HR managers are familiar with various games played by line function heads. Most common ones are “I need resource, else delivery/sales will suffer” , ” Match offer I have got from competition, else I am resigning” , ” We have to promote him, else he will quit”, ” Change HR policy for my department, else face dissatisfaction ( I will then blame HR for dissatisfaction!)” etc.
While line managers don’t think beyond impact of employee on their project/function, HR has to take organisational level view esp. what impact these decisions will have on other employees. If you promote undeserving candidate you face dissatisfaction of other employees, if you don’t, then candidate quits and departmental head is upset with you (besides you have to find replacement- ASAP.)
HR can explore Game theory to resolve such conflicts or dilemmas. Game theory is not just statistician’s fantasy, it has many applications esp. in politics, and organisation is hotbed of politics- with HR usually at receiving end.
Bruce Bueno de Mesquita is a political scientist who has founded a company, Mesquita & Roundell that specializes in making political and foreign-policy forecasts ex. New York Times published an article entitled “Can Game Theory Predict When Iran Will Get the Bomb?” on his unique ability to combine political development with game theory. In fact his organisation does lot of work for CIA!
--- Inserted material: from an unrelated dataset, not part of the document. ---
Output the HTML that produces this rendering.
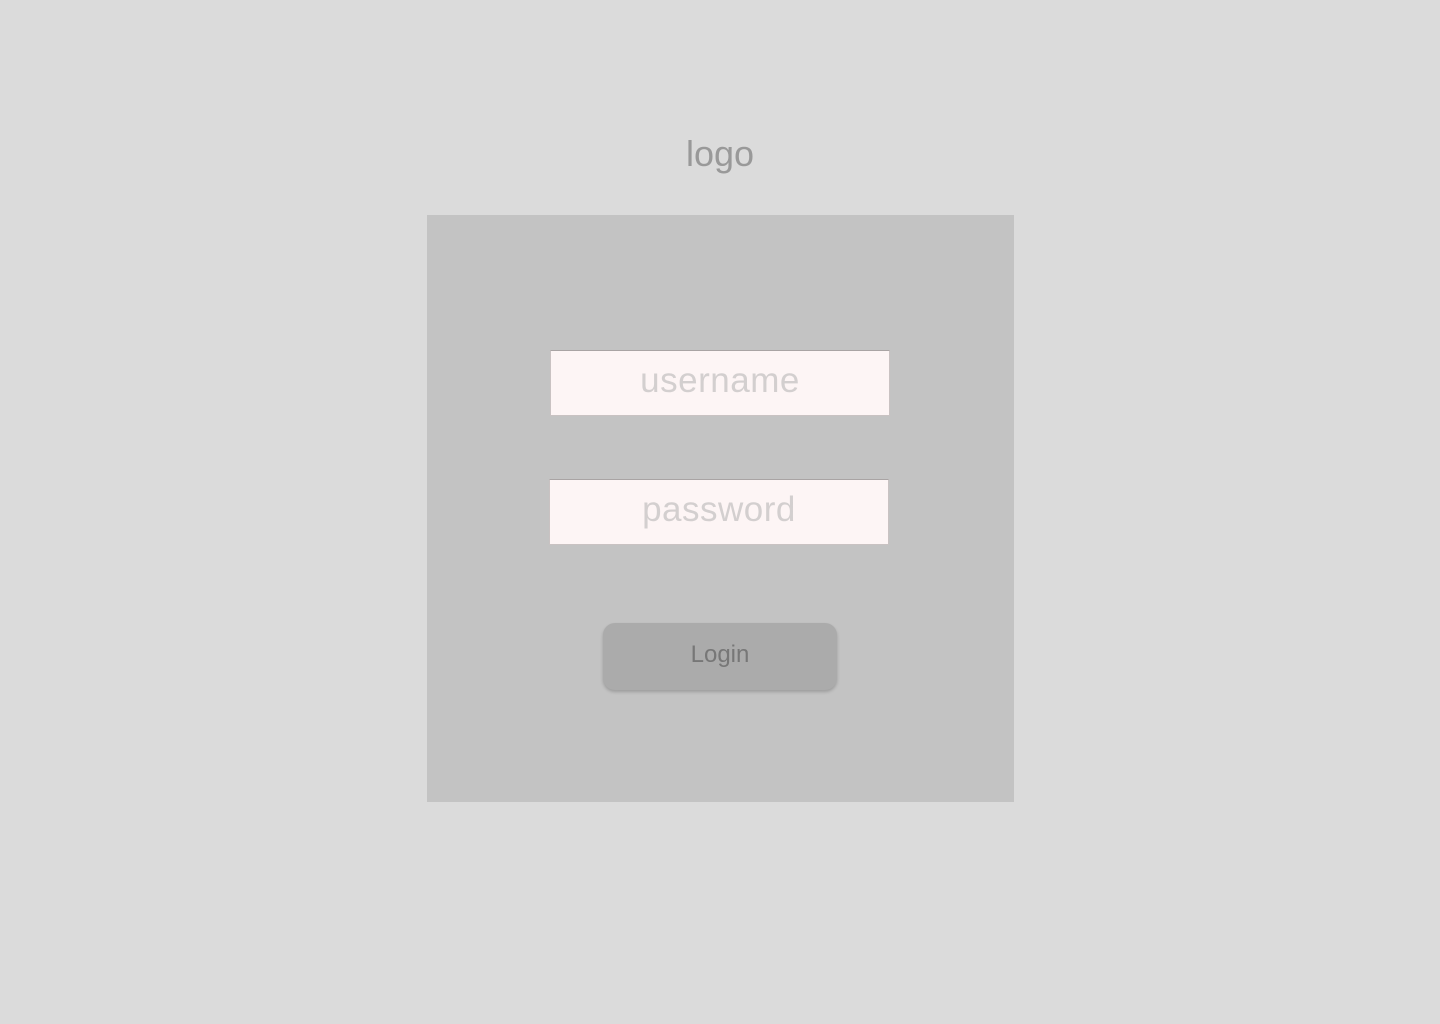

HR and line functions are perpetually in conflict. Conflict and selfishness breeds mistrust, resulting in inefficiency. Game theory can highlight importance of collaboration, which maximizes output for all.
HR can design games or use popular games like Prisoner’s dilemma, Stag hunt, Chicken etc. and cross functional teams should be asked to solve it by designing payoff matrix and using various techniques like dominated strategy, saddle point, Nash equilibrium, linear programming etc. to arrive at an optimal solution.
A bit about Nash equilibrium. It is named after John Forbes Nash, an American mathematician who overcame mental illness to win Nobel Prize in 1994 for his contribution to game theory. Sylvia Nasar wrote his biography- A Beautiful Mind. A movie with same name was made based on her novel, with Russell Crowe playing role of John Nash.